A Mountain of Sound: Megafauna’s Maximalist Demands Repeated Plays

Megafauna Maximalist

by Brian J. Audette

While it’s been a long time coming, Megafauna’s new LP Maximalist makes good on the promise displayed by their 2010 debut and then some. Bolstered by the thunder of swaggering, cocksure guitars and proto-metal heaviness, Maximalist is a veritable mountain of sound, expertly mixed and wound tighter than a Swiss watch. Megafauna were always a band that I had been aware of and had listened to on occasion, but they had never really clicked with me. Their earlier recordings, while showing definite potential, always left me wanting and so it was with cautious optimism that I approached their first full-length recording in nearly four years. By the end of the second track (a re-recording of “Hug from a Robot” from the band’s first LP) it was obvious that Megafauna had come a long way toward becoming the band I had hoped they could be.

Similar to fellow Austin hard rocker Laura Larsen from Ume, Megafauna’s Dani Neff is a front woman to contend with no matter your gender. Juxtaposing crisp, sultry vocals with the massive roar of her guitar, Neff’s ’70s soaked sound is the focal point around which the rest of the band rallies. Whether they’re playing classic hard rock riffs like in “This Town” or skewing more progressive and stoned as in “Monsters Sleeping,” on Maximalist Megafauna dominate with a presence that far outweighs their simple three-piece nature.
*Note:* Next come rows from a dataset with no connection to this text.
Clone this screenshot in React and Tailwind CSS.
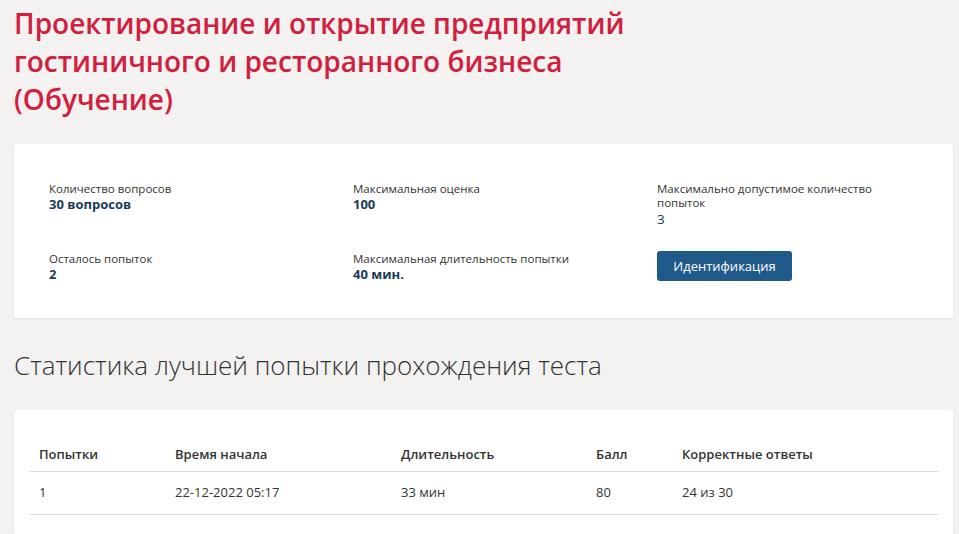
export default function App() {
  const font = { fontFamily: '"Open Sans", "Noto Sans", sans-serif' };
  return (
    <div className="min-h-[534px] w-full bg-[#f3f2f0] pl-[14px] pr-[6px] pt-[4px] pb-6" style={font}>
      <h1 className="text-[28px] leading-[38px] font-semibold font-stretch-[92%] text-[#d1203f]">
        Проектирование и открытие предприятий
        <br />
        гостиничного и ресторанного бизнеса
        <br />
        (Обучение)
      </h1>

      <div className="mt-[26px] h-[174px] rounded-[3px] bg-white shadow-[0_1px_2px_rgba(0,0,0,0.08)] px-[35px] pt-[38px]">
        <div className="grid grid-cols-[304px_304px_1fr] gap-y-[24px] text-[11.5px] leading-[14px] text-[#333]">
          <div>
            <div>Количество вопросов</div>
            <div className="text-[13px] leading-[16px] font-bold text-[#1b3a5a]">30 вопросов</div>
          </div>
          <div>
            <div>Максимальная оценка</div>
            <div className="text-[13px] leading-[16px] font-bold text-[#1b3a5a]">100</div>
          </div>
          <div>
            <div className="w-[240px]">Максимально допустимое количество попыток</div>
            <div className="mt-[1px] text-[13.5px] leading-[16px] text-[#1b3a5a]">3</div>
          </div>
          <div className="pt-[1px]">
            <div>Осталось попыток</div>
            <div className="text-[13px] leading-[16px] font-bold text-[#1b3a5a]">2</div>
          </div>
          <div className="pt-[1px]">
            <div>Максимальная длительность попытки</div>
            <div className="text-[13px] leading-[16px] font-bold text-[#1b3a5a]">40 мин.</div>
          </div>
          <div>
            <button className="h-[30px] w-[135px] rounded-[3px] bg-[#1f5a8b] text-[13px] text-white">
              Идентификация
            </button>
          </div>
        </div>
      </div>

      <h2 className="mt-[31px] text-[26px] leading-[32px] font-light text-[#333]">
        Статистика лучшей попытки прохождения теста
      </h2>

      <div className="mt-[29px] rounded-[3px] bg-white shadow-[0_1px_2px_rgba(0,0,0,0.08)] pl-[15px] pr-[14px] pt-[28px] pb-[20px]">
        <table className="w-full text-[13px] text-[#333]" style={{ borderCollapse: 'collapse' }}>
          <thead>
            <tr className="border-b border-[#dddddd]">
              <th className="h-[33px] w-[146px] pl-[10px] text-left font-semibold">Попытки</th>
              <th className="w-[226px] text-left font-semibold">Время начала</th>
              <th className="w-[195px] text-left font-semibold">Длительность</th>
              <th className="w-[86px] text-left font-semibold">Балл</th>
              <th className="text-left font-semibold">Корректные ответы</th>
            </tr>
          </thead>
          <tbody>
            <tr className="border-b border-[#dddddd]">
              <td className="h-[43px] pl-[10px]">1</td>
              <td>22-12-2022 05:17</td>
              <td>33 мин</td>
              <td>80</td>
              <td>24 из 30</td>
            </tr>
          </tbody>
        </table>
      </div>
    </div>
  );
}
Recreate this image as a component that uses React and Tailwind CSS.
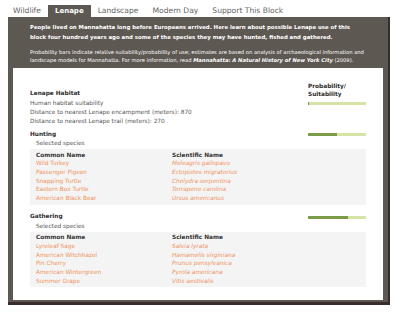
const tabs = ["Wildlife", "Lenape", "Landscape", "Modern Day", "Support This Block"];

const hunting = [
  ["Wild Turkey", "Meleagris gallopavo"],
  ["Passenger Pigeon", "Ectopistes migratorius"],
  ["Snapping Turtle", "Chelydra serpentina"],
  ["Eastern Box Turtle", "Terrapene carolina"],
  ["American Black Bear", "Ursus americanus"],
];

const gathering = [
  ["Lyreleaf Sage", "Salvia lyrata"],
  ["American Witchhazel", "Hamamelis virginiana"],
  ["Pin Cherry", "Prunus pensylvanica"],
  ["American Wintergreen", "Pyrola americana"],
  ["Summer Grape", "Vitis aestivalis"],
];

function Bar({ value }) {
  return (
    <div className="w-[58px] h-[3px] bg-[#d5e3a5] flex">
      <div className="h-full bg-[#7b9b47]" style={{ width: `${value}%` }} />
    </div>
  );
}

function SpeciesTable({ rows }) {
  return (
    <div className="bg-[#f4f4f4] w-[336px] pt-[1px] pb-[2px]">
      <div className="flex h-[9px] items-center font-bold text-[#333]">
        <div className="w-[142px] pl-[6px]">Common Name</div>
        <div>Scientific Name</div>
      </div>
      {rows.map(([common, sci]) => (
        <div key={common} className="flex h-[8.7px] items-center text-[#ef9361]">
          <div className="w-[142px] pl-[6px]">{common}</div>
          <div className="italic">{sci}</div>
        </div>
      ))}
    </div>
  );
}

function Section({ title, value, rows }) {
  return (
    <div>
      <div className="flex justify-between items-center h-[9px]">
        <div className="font-bold text-[#2b2b2b]">{title}</div>
        <div className="mt-[2px]">
          <Bar value={value} />
        </div>
      </div>
      <div className="pl-[6px] h-[9px] leading-[9px] mt-[1px]">Selected species</div>
      <div className="mt-[1px]">
        <SpeciesTable rows={rows} />
      </div>
    </div>
  );
}

export default function App() {
  return (
    <div className="w-[400px] h-[313px] bg-white overflow-hidden font-['DejaVu_Sans',sans-serif]">
      {/* Tabs */}
      <div className="flex pl-[6px] pt-[5px] h-[17px]">
        {tabs.map((t) =>
          t === "Lenape" ? (
            <div key={t} className="px-[7px] h-[12px] flex items-center bg-[#5e5853] text-white font-bold text-[7px]">
              {t}
            </div>
          ) : (
            <div key={t} className="px-[7px] h-[12px] flex items-center text-[#666] text-[7.6px]">
              {t}
            </div>
          )
        )}
      </div>

      {/* Panel */}
      <div className="ml-[8px] w-[382px] h-[288px] bg-[#5e5853] border-r-[2px] border-b-[3px] border-[#3a2c2a] flex flex-col">
        <div className="px-[22px] pt-[5px] text-white">
          <p className="font-bold text-[5.4px] leading-[10px]">
            People lived on Mannahatta long before Europeans arrived. Here learn about possible Lenape use of this block four hundred years ago and some of the species they may have hunted, fished and gathered.
          </p>
          <p className="text-[5.2px] leading-[8px] mt-[6px]">
            Probability bars indicate relative suitability/probability of use; estimates are based on analysis of archaeological information and landscape models for Mannahatta. For more information, read{" "}
            <span className="font-bold italic">Mannahatta: A Natural History of New York City</span> (2009).
          </p>
        </div>

        {/* White content box */}
        <div className="mx-[5px] mt-[4px] mb-[2px] flex-1 bg-white px-[17px] pt-[14px] text-[5.8px] text-[#555]">
          <div className="flex justify-between items-end">
            <div className="font-bold text-[#2b2b2b] leading-[9px]">Lenape Habitat</div>
            <div className="w-[58px] font-bold text-[#2b2b2b] leading-[8px]">
              Probability/
              <br />
              Suitability
            </div>
          </div>
          <div className="flex justify-between items-center h-[9px] mt-[1px]">
            <div>Human habitat suitability</div>
            <Bar value={2} />
          </div>
          <div className="h-[8.7px] leading-[8.7px]">Distance to nearest Lenape encampment (meters): 870</div>
          <div className="h-[8.7px] leading-[8.7px]">Distance to nearest Lenape trail (meters): 270</div>

          <div className="mt-[4px]">
            <Section title="Hunting" value={50} rows={hunting} />
          </div>
          <div className="mt-[7px]">
            <Section title="Gathering" value={69} rows={gathering} />
          </div>
        </div>
      </div>
    </div>
  );
}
Generally speaking I tend not to go in for that ’70s hard rock bravado and hazy stoner slosh and while Megafauna draw heavily from that era for the core of their sound, there’s a whole lot more at work as well. For every “Touch the Lion,” with its Zeppelin-esque hazy heaviness, there are two more like the punk tempo’d “Eggs” or the almost poppy cruiser “Time to Go.” its racing beat brightened by a backing choir of “ooh’s” and a collection of major chords. A mildly progressive bent undulates through much of the album as well in songs like “Precious Blood,” oscillating between progressive dirge and Sabbath-like brutality or “Chromatic Fantasy” as the album’s lofty closer. Neff even takes a moment for herself on “Carnie Girl,” a sparse, haunting tune featuring nothing more than vocals and a stripped down guitar.

When all is said and done, Maximalist is more than just a couple of decent tracks, it’s an album worthy of repeated front to back plays. I enjoy when bands take something tried and true like ’70s hard rock, slap a new coat of paint on it, and decorate it with their own unique styles. On Maximalist, Megafauna are embracing the roots of their sound while taking it in their own direction as well. The results resonated with me much more than I expected and that’s enough to make this jaded punk heartily recommend giving Maximalist a listen and keeping an eye out for Megafauna around town.